# Task instructions
Search the records below for the word "screenshot" and show every line where it occurs.

Front-end source files
>> start

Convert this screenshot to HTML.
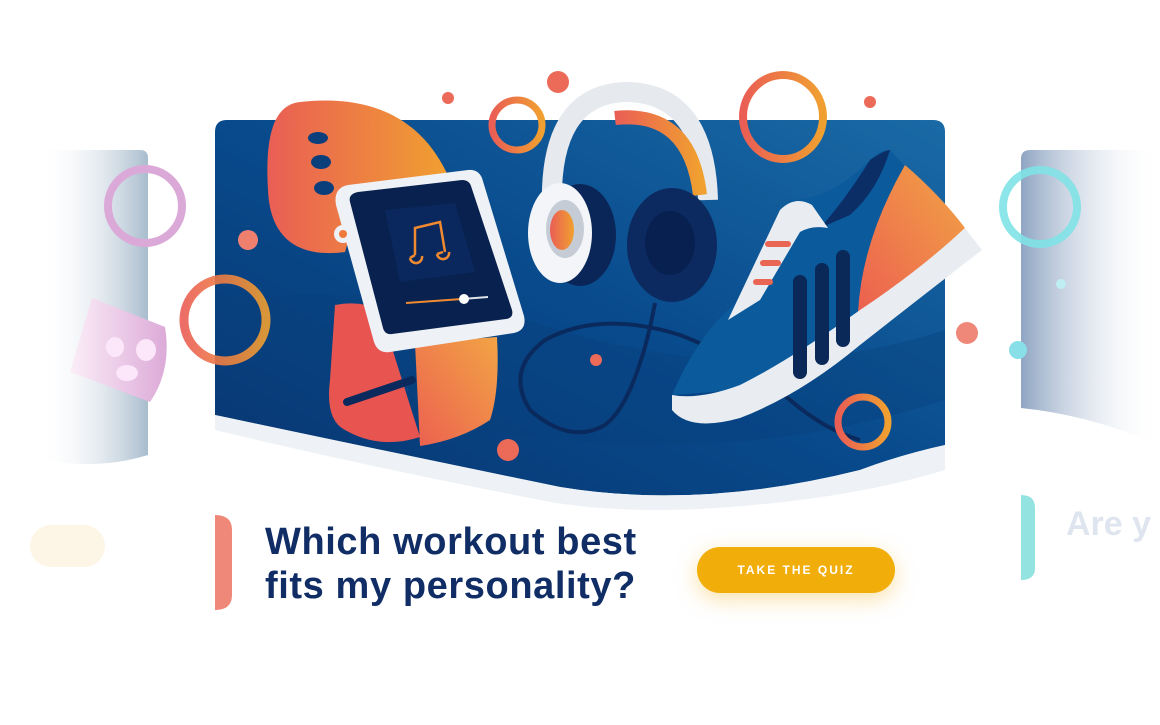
<!DOCTYPE html>
<html><head><meta charset="utf-8"><style>
html,body{margin:0;padding:0;background:#fff;width:1160px;height:725px;overflow:hidden}
svg{position:absolute;left:0;top:0}
.t{position:absolute;left:265px;top:520px;font:bold 38px/44px "Liberation Sans",sans-serif;color:#102d66;letter-spacing:0.6px}
.btn{position:absolute;left:697px;top:547px;width:198px;height:46px;border-radius:23px;background:#f1ad0a;box-shadow:0 6px 22px rgba(241,173,10,.35);color:#fff;font:bold 12px/46px "Liberation Sans",sans-serif;letter-spacing:2px;text-align:center}
.are{position:absolute;left:1066px;top:505px;font:bold 34px "Liberation Sans",sans-serif;color:#dfe5ef}
</style></head><body>
<svg width="1160" height="725" viewBox="0 0 1160 725">
<defs>
<linearGradient id="bg" x1="1" y1="0" x2="0" y2="1"><stop offset="0" stop-color="#1a6aa6"/><stop offset=".5" stop-color="#084a8c"/><stop offset="1" stop-color="#083570"/></linearGradient>
<linearGradient id="og" x1="0" y1="0" x2="1" y2="0"><stop offset="0" stop-color="#ea5e55"/><stop offset="1" stop-color="#f0a030"/></linearGradient>
<linearGradient id="og2" x1="0" y1="1" x2="1" y2="0"><stop offset="0" stop-color="#ec6050"/><stop offset="1" stop-color="#f2a445"/></linearGradient>
<linearGradient id="lg" x1="0" y1="0" x2="1" y2="0"><stop offset="0" stop-color="#fff" stop-opacity="0"/><stop offset="1" stop-color="#a8bccd"/></linearGradient>
<linearGradient id="rg" x1="0" y1="0" x2="1" y2="0"><stop offset="0" stop-color="#8fa5c3"/><stop offset="1" stop-color="#fff" stop-opacity="0"/></linearGradient>
<linearGradient id="pk" x1="0" y1="0" x2="1" y2="0"><stop offset="0" stop-color="#fbeef8"/><stop offset="1" stop-color="#dcaad8"/></linearGradient>
</defs>
<path d="M40,150 H140 Q148,150 148,158 V455 Q100,470 40,460 Z" fill="url(#lg)"/>
<circle cx="145" cy="206" r="37" fill="none" stroke="#dba9d8" stroke-width="8"/>
<path d="M92,298 L165,327 Q172,370 150,402 L70,372 Z" fill="url(#pk)"/>
<ellipse cx="115" cy="347" rx="9" ry="10" fill="#fbe6fa"/><ellipse cx="146" cy="350" rx="10" ry="11" fill="#fbe6fa"/><ellipse cx="127" cy="373" rx="11" ry="8" fill="#fbe6fa"/>
<rect x="30" y="525" width="75" height="42" rx="21" fill="#fdf6e6"/>
<path d="M1030,150 H1160 V445 Q1090,415 1021,408 V159 Q1021,150 1030,150 Z" fill="url(#rg)"/>
<circle cx="1040" cy="207" r="37" fill="none" stroke="#80e2e6" stroke-width="8" opacity=".9"/>
<circle cx="1061" cy="284" r="5" fill="#bfeef2"/>
<circle cx="1018" cy="350" r="9" fill="#88dfe8"/>
<path d="M1021,495 Q1035,495 1035,508 V568 Q1035,580 1021,580 Z" fill="#93e3e0"/>
<path d="M227,120 H933 Q945,120 945,132 V445 Q900,455 860,470 Q700,510 560,487 Q380,450 215,415 V132 Q215,120 227,120 Z" fill="url(#bg)"/>
<path d="M215,300 Q400,280 560,330 Q760,390 945,330 V400 Q760,460 560,440 Q380,420 215,360 Z" fill="#0a3f7c" opacity=".35"/>
<path d="M215,415 Q380,450 560,487 Q700,510 860,470 Q900,455 945,445 V470 Q880,490 800,500 Q640,520 540,500 Q360,465 215,430 Z" fill="#eef1f5"/>
<path d="M215,515 Q232,515 232,530 V595 Q232,610 215,610 Z" fill="#ef8878"/>
<circle cx="225" cy="320" r="41" fill="none" stroke="url(#og)" stroke-width="9" opacity=".9"/>
<circle cx="248" cy="240" r="10" fill="#ef8070"/>
<circle cx="448" cy="98" r="6" fill="#ec6a58"/>
<circle cx="558" cy="82" r="11" fill="#ec6a58"/>
<circle cx="517" cy="125" r="25" fill="none" stroke="url(#og)" stroke-width="7"/>
<ellipse cx="783" cy="117" rx="40" ry="42" fill="none" stroke="url(#og)" stroke-width="8"/>
<circle cx="870" cy="102" r="6" fill="#ec6a58"/>
<circle cx="967" cy="333" r="11" fill="#ef8878"/>
<circle cx="596" cy="360" r="6" fill="#ec6a58"/>
<circle cx="508" cy="450" r="11" fill="#ec6a58"/>
<path d="M655,303 Q648,340 640,363 Q625,410 605,425 Q570,445 530,410 Q505,370 545,340 Q600,310 680,335 Q740,358 790,400 Q825,430 860,440" fill="none" stroke="#0a2a5e" stroke-width="4"/>
<path d="M672,395 Q700,330 740,300 L790,200 Q830,200 870,160 Q880,150 890,150 L935,200 L960,228 L900,290 L820,345 L740,390 Z" fill="#0a5a9c"/>
<path d="M870,160 Q885,150 890,150 Q878,190 850,215 L820,228 Q845,200 870,160 Z" fill="#0c2e66"/>
<path d="M858,312 Q862,240 905,165 Q940,195 965,228 L920,270 Z" fill="url(#og2)"/>
<path d="M672,410 Q690,432 740,418 Q800,395 860,345 Q930,290 982,250 L965,228 Q920,270 860,310 Q790,360 740,385 Q700,400 672,395 Z" fill="#e9edf2"/>
<path d="M728,320 L780,210 Q795,195 812,205 L828,228 Q812,225 800,232 L760,300 Z" fill="#e9edf2"/>
<g stroke="#ea6654" stroke-width="6" stroke-linecap="round"><line x1="768" y1="244" x2="788" y2="244"/><line x1="763" y1="263" x2="778" y2="263"/><line x1="756" y1="282" x2="770" y2="282"/></g>
<g stroke="#0a2858" stroke-width="14" stroke-linecap="round"><line x1="800" y1="282" x2="800" y2="372"/><line x1="822" y1="270" x2="822" y2="358"/><line x1="843" y1="257" x2="843" y2="340"/></g>
<circle cx="863" cy="422" r="25" fill="none" stroke="url(#og)" stroke-width="7"/>
<path d="M552,210 Q548,95 625,92 Q705,92 708,200" fill="none" stroke="#e6eaef" stroke-width="20"/>
<path d="M615,118 Q690,110 700,195" fill="none" stroke="url(#og)" stroke-width="14"/>
<ellipse cx="580" cy="235" rx="36" ry="51" fill="#0a2558"/>
<ellipse cx="560" cy="233" rx="32" ry="50" fill="#f3f5f8"/>
<ellipse cx="565" cy="229" rx="19" ry="29" fill="#c5ccd6"/>
<ellipse cx="562" cy="230" rx="12" ry="20" fill="url(#og)"/>
<ellipse cx="672" cy="245" rx="45" ry="57" fill="#0c2a60"/>
<ellipse cx="670" cy="243" rx="25" ry="32" fill="#082050"/>
<path d="M300,102 C360,95 420,110 450,180 L360,200 L345,252 C300,258 270,240 268,190 C265,140 272,105 300,102 Z" fill="url(#og)"/>
<ellipse cx="318" cy="138" rx="10" ry="6" fill="#0a3f7c"/><ellipse cx="321" cy="162" rx="10" ry="7" fill="#0a3f7c"/><ellipse cx="324" cy="188" rx="10" ry="7" fill="#0a3f7c"/>
<path d="M335,305 Q360,300 380,310 L420,437 Q380,450 345,430 Q325,420 330,380 Z" fill="#e85450"/>
<path d="M415,343 L497,337 Q500,390 490,420 Q460,440 420,446 Z" fill="url(#og2)"/>
<line x1="347" y1="402" x2="412" y2="380" stroke="#0a2a5e" stroke-width="8" stroke-linecap="round"/>
<path d="M348,185 L468,170 Q478,169 482,178 L524,316 Q527,330 514,333 L390,352 Q378,354 374,342 L336,205 Q333,188 348,185 Z" fill="#eef1f5"/>
<circle cx="343" cy="234" r="9" fill="#eef1f5"/><circle cx="343" cy="234" r="4" fill="#ef7a3a"/>
<path d="M358,192 L462,180 Q469,180 471,186 L512,310 Q514,318 506,319 L392,334 Q385,335 383,328 L350,202 Q348,194 358,192 Z" fill="#08214f"/>
<path d="M385,210 L455,203 L475,272 L400,282 Z" fill="#0b2b60" opacity=".8"/>
<path d="M415,255 L415,228 L440,222 L445,252 M410,258 a6,6 0 1 0 12,-2 M437,254 a6,6 0 1 0 12,-2 M410,258 L415,255 M437,254 L443,252" fill="none" stroke="#f08a30" stroke-width="2.5"/>
<line x1="406" y1="303" x2="462" y2="299" stroke="#f08a30" stroke-width="2"/>
<line x1="462" y1="299" x2="488" y2="297" stroke="#dfe4ea" stroke-width="2"/>
<circle cx="464" cy="299" r="5" fill="#fff"/>
</svg>
<div class="t">Which workout best<br>fits my personality?</div>
<div class="btn">TAKE THE QUIZ</div>
<div class="are">Are y</div>
</body></html>
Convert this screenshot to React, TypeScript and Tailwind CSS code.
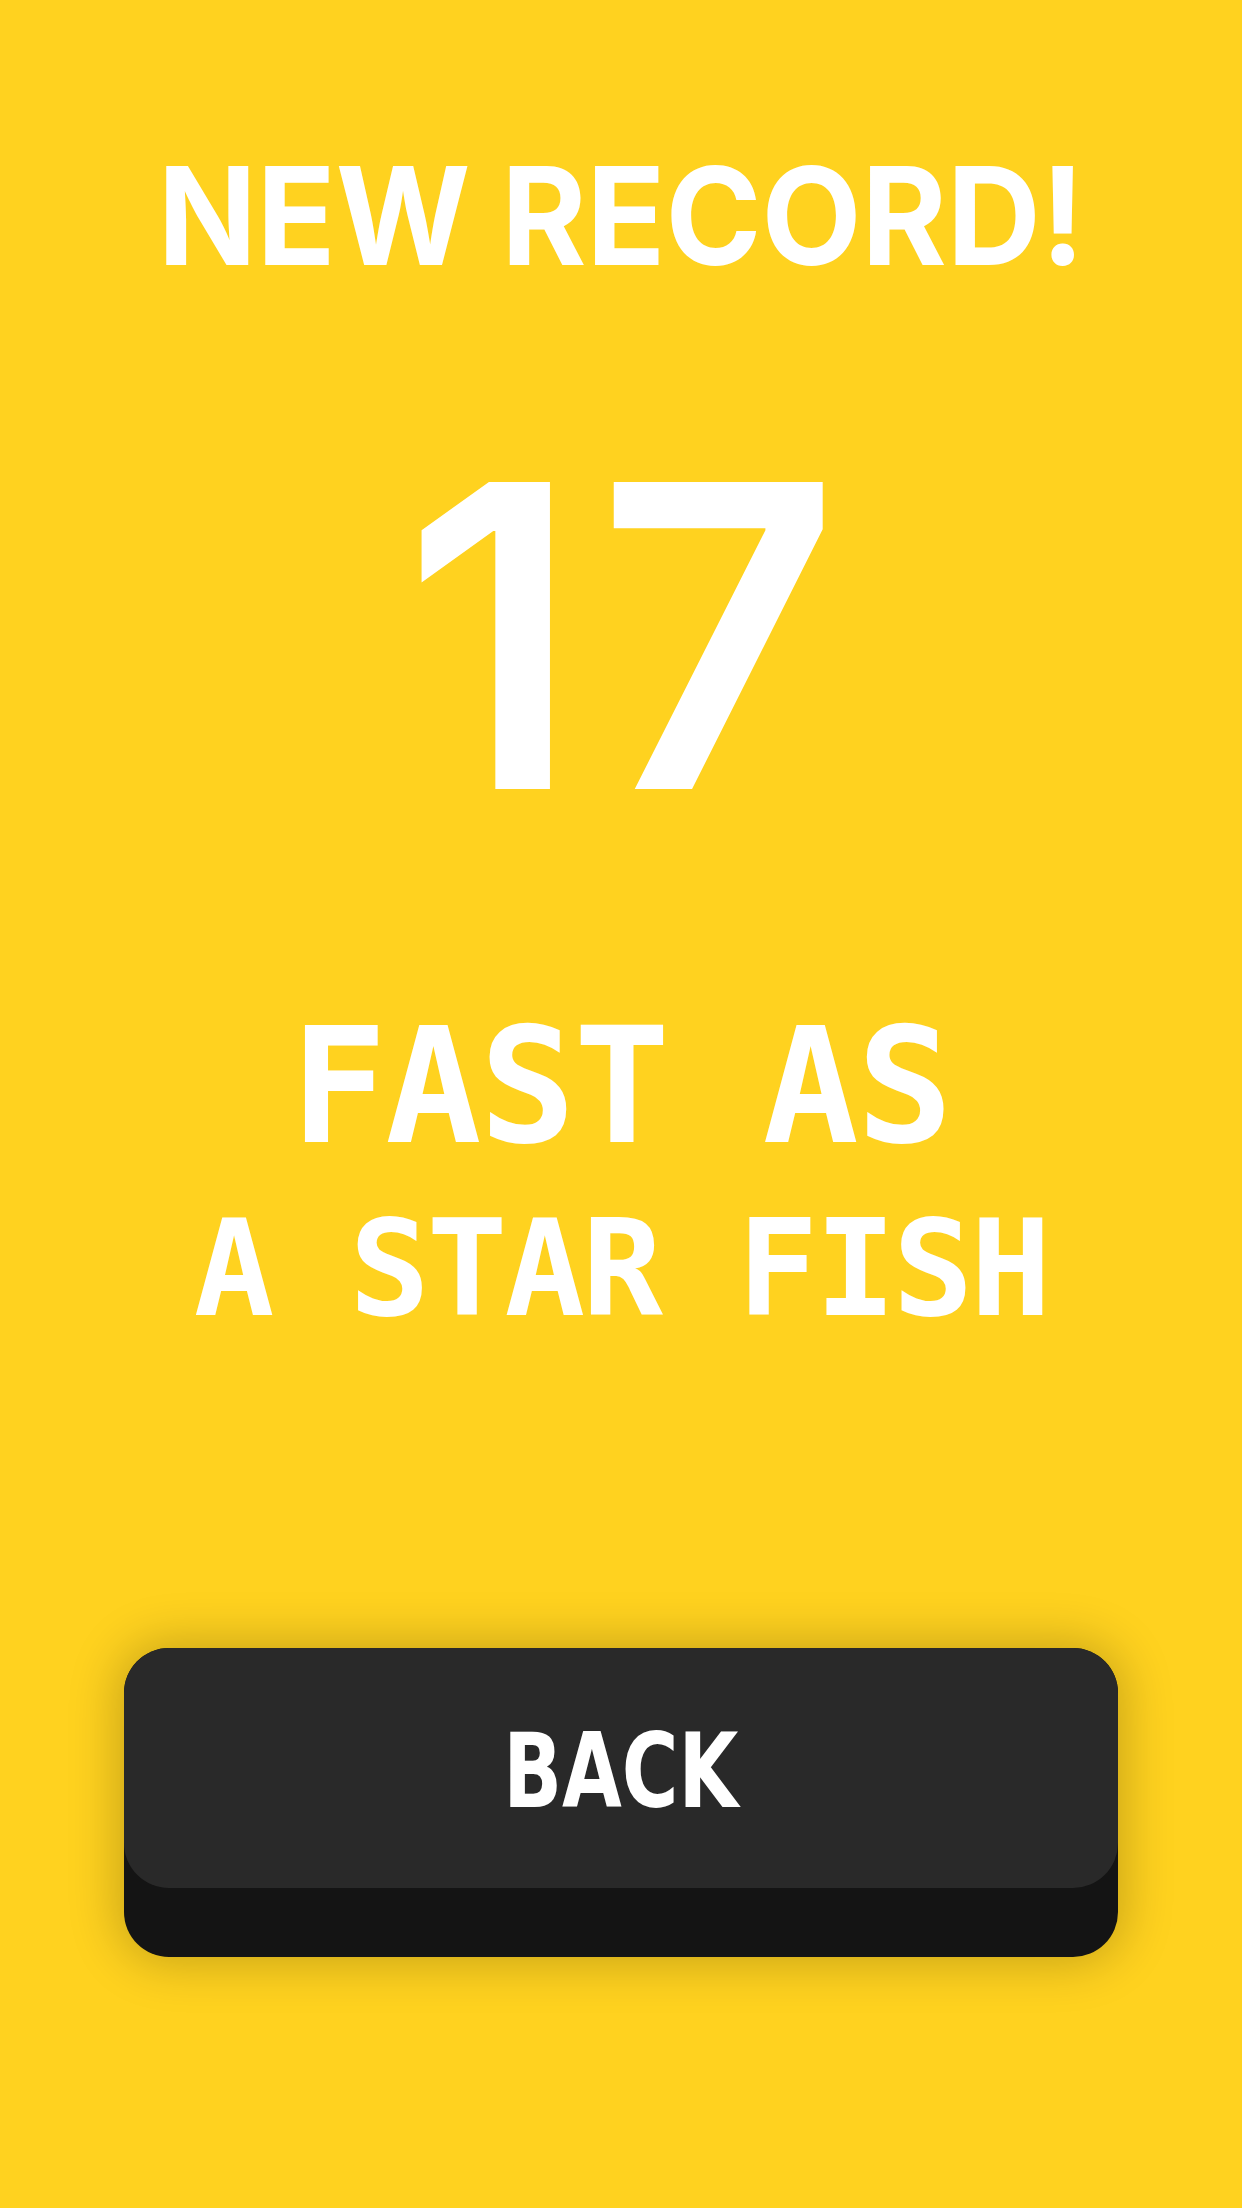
import React from "react";

export default function App() {
  return (
    <div className="w-full h-[2208px] bg-[#FFD21F] flex flex-col items-center overflow-hidden">
      <div className="mt-[148px] h-[136px] text-[136px] leading-none font-bold text-white whitespace-nowrap scale-x-[0.955] font-['Inter','Liberation_Sans',sans-serif]">
        NEW RECORD!
      </div>
      <div className="mt-[141px] h-[422px] pl-[16px] text-[422px] leading-none font-semibold tracking-[16px] text-white whitespace-nowrap font-['Inter','Liberation_Sans',sans-serif]">
        17
      </div>
      <div className="mt-[160px] h-[160px] text-[160px] leading-none font-bold text-white whitespace-pre tracking-[-2px] font-['DejaVu_Sans_Mono',monospace]">
        FAST AS
      </div>
      <div className="mt-[35px] h-[134px] text-[134px] leading-none font-bold text-white whitespace-pre tracking-[-3px] font-['DejaVu_Sans_Mono',monospace]">
        A STAR FISH
      </div>
      <div className="mt-[312px] w-[994px] h-[309px] rounded-[45px] bg-[#141414] shadow-[0_0_50px_6px_rgba(0,0,0,0.22)]">
        <div className="h-[240px] pt-[6px] rounded-[45px] bg-[#292929] flex items-center justify-center">
          <span className="inline-block text-[103px] leading-none font-bold text-white scale-x-[0.75] font-['DejaVu_Sans',sans-serif]">
            BACK
          </span>
        </div>
      </div>
    </div>
  );
}
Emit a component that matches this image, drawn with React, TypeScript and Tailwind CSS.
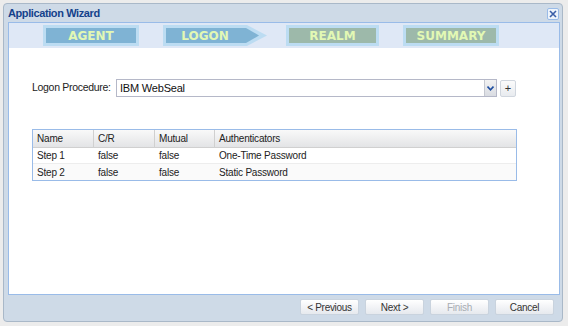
import React from 'react'

const font = { fontFamily: '"Liberation Sans", Arial, sans-serif' }
const stepFont = { fontFamily: '"DejaVu Sans", Verdana, sans-serif' }

const rows = [
  { name: 'Step 1', cr: 'false', mutual: 'false', auth: 'One-Time Password' },
  { name: 'Step 2', cr: 'false', mutual: 'false', auth: 'Static Password' },
]

function StepBox({ label, done }: { label: string; done?: boolean }) {
  return (
    <div className="h-[21px] border-[3px] border-[#bcdcf2] bg-[#bcdcf2]">
      <div
        className={
          'h-full flex items-center justify-center text-[12px] font-bold text-[#e2f8b4] ' +
          (done ? 'bg-[#7fb3d4]' : 'bg-[#9db9aa]')
        }
        style={stepFont}
      >
        {label}
      </div>
    </div>
  )
}

function ArrowStep({ label }: { label: string }) {
  return (
    <div className="relative w-[105px] h-[21px]">
      <svg width="105" height="21" className="absolute inset-0">
        <polygon points="0,0 84,0 104,10.5 84,21 0,21" fill="#bcdcf2" />
        <polygon points="3,3 83,3 96,10.5 83,18 3,18" fill="#7fb3d4" />
      </svg>
      <div
        className="relative w-[84px] h-full flex items-center justify-center text-[12px] font-bold text-[#e2f8b4]"
        style={stepFont}
      >
        {label}
      </div>
    </div>
  )
}

function Button({ children, disabled }: { children: React.ReactNode; disabled?: boolean }) {
  return (
    <div
      className={
        'w-[59px] h-[16px] flex items-center justify-center rounded-[2px] border border-[#c9d3de] bg-gradient-to-b from-[#ffffff] to-[#e6e9ee] text-[10px] tracking-[-0.3px] ' +
        (disabled ? 'text-[#a8adb3]' : 'text-[#333]')
      }
    >
      {children}
    </div>
  )
}

export default function App() {
  return (
    <div className="w-[568px] h-[326px] bg-[#ececec] pt-[3px] pl-[3px]" style={font}>
      <div className="w-[560px] h-[319px] flex flex-col rounded-[4px] border border-[#a9b8c8] bg-[#cedae7]">
        <div className="h-[18px] flex items-center justify-between pl-[4px] pr-[3px]">
          <span className="text-[11px] font-bold tracking-[-0.4px] text-[#15428b]">Application Wizard</span>
          <div className="w-[12px] h-[12px] mt-[2px] rounded-[2px] border border-[#99bbe8] bg-[#eef4fb] flex items-center justify-center">
            <svg width="8" height="8" viewBox="0 0 8 8">
              <path d="M1 1 L7 7 M7 1 L1 7" stroke="#3b5fa8" strokeWidth="1.6" />
            </svg>
          </div>
        </div>
        <div className="ml-[4px] mr-[2px] h-[273px] border border-[#99bbe8] bg-white flex flex-col">
          <div className="h-[25px] bg-[#dfe8f6] flex items-center pl-[34px]">
            <div className="w-[96px]">
              <StepBox label="AGENT" done />
            </div>
            <div className="ml-[24px]">
              <ArrowStep label="LOGON" />
            </div>
            <div className="ml-[18px] w-[93px]">
              <StepBox label="REALM" />
            </div>
            <div className="ml-[24px] w-[96px]">
              <StepBox label="SUMMARY" />
            </div>
          </div>
          <div className="flex items-center mt-[31px] pl-[23px] text-[11px] text-[#222]">
            <span className="w-[84px] whitespace-nowrap text-[10.5px] tracking-[-0.3px]">Logon Procedure:</span>
            <div className="w-[381px] h-[18px] flex border border-[#b5b8c8] bg-white">
              <div className="flex-1 flex items-center pl-[3px] text-[11px] tracking-[-0.2px] text-[#111]">IBM WebSeal</div>
              <div className="w-[12px] h-full border-l border-[#c5c8d0] bg-gradient-to-b from-[#f2f2f2] to-[#d9dce2] flex items-center justify-center">
                <svg width="7" height="5" viewBox="0 0 7 5">
                  <path d="M0.5 0.5 L3.5 3.8 L6.5 0.5" fill="none" stroke="#1f4ea0" strokeWidth="1.6" />
                </svg>
              </div>
            </div>
            <div className="ml-[3px] w-[16px] h-[17px] rounded-[2px] border border-[#d0d6de] bg-gradient-to-b from-[#fbfbfb] to-[#e8ebef] flex items-center justify-center text-[11px] text-[#333]">
              +
            </div>
          </div>
          <div className="mt-[32px] ml-[23px] w-[485px] border border-[#99bbe8] text-[10px] tracking-[-0.2px] text-[#222]">
            <div className="h-[18px] flex bg-gradient-to-b from-[#f9f9f9] to-[#e3e4e6] border-b border-[#d0d0d0]">
              <div className="w-[61px] pl-[4px] flex items-center border-r border-[#d0d0d0]">Name</div>
              <div className="w-[61px] pl-[4px] flex items-center border-r border-[#d0d0d0]">C/R</div>
              <div className="w-[60px] pl-[4px] flex items-center border-r border-[#d0d0d0]">Mutual</div>
              <div className="flex-1 pl-[4px] flex items-center">Authenticators</div>
            </div>
            {rows.map((r, i) => (
              <div
                key={r.name}
                className={
                  'h-[16px] flex items-center ' +
                  (i === 0 ? 'bg-white border-b border-[#ededed]' : 'bg-[#fafafa]')
                }
              >
                <div className="w-[61px] pl-[4px]">{r.name}</div>
                <div className="w-[61px] pl-[4px]">{r.cr}</div>
                <div className="w-[60px] pl-[4px]">{r.mutual}</div>
                <div className="flex-1 pl-[4px]">{r.auth}</div>
              </div>
            ))}
          </div>
        </div>
        <div className="flex-1 flex items-center justify-end gap-[6px] pr-[8px] pb-[2px]">
          <Button>&lt; Previous</Button>
          <Button>Next &gt;</Button>
          <Button disabled>Finish</Button>
          <Button>Cancel</Button>
        </div>
      </div>
    </div>
  )
}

>> end

# Worked solution
Convert this screenshot to HTML.
Convert this screenshot to React, TypeScript and Tailwind CSS code.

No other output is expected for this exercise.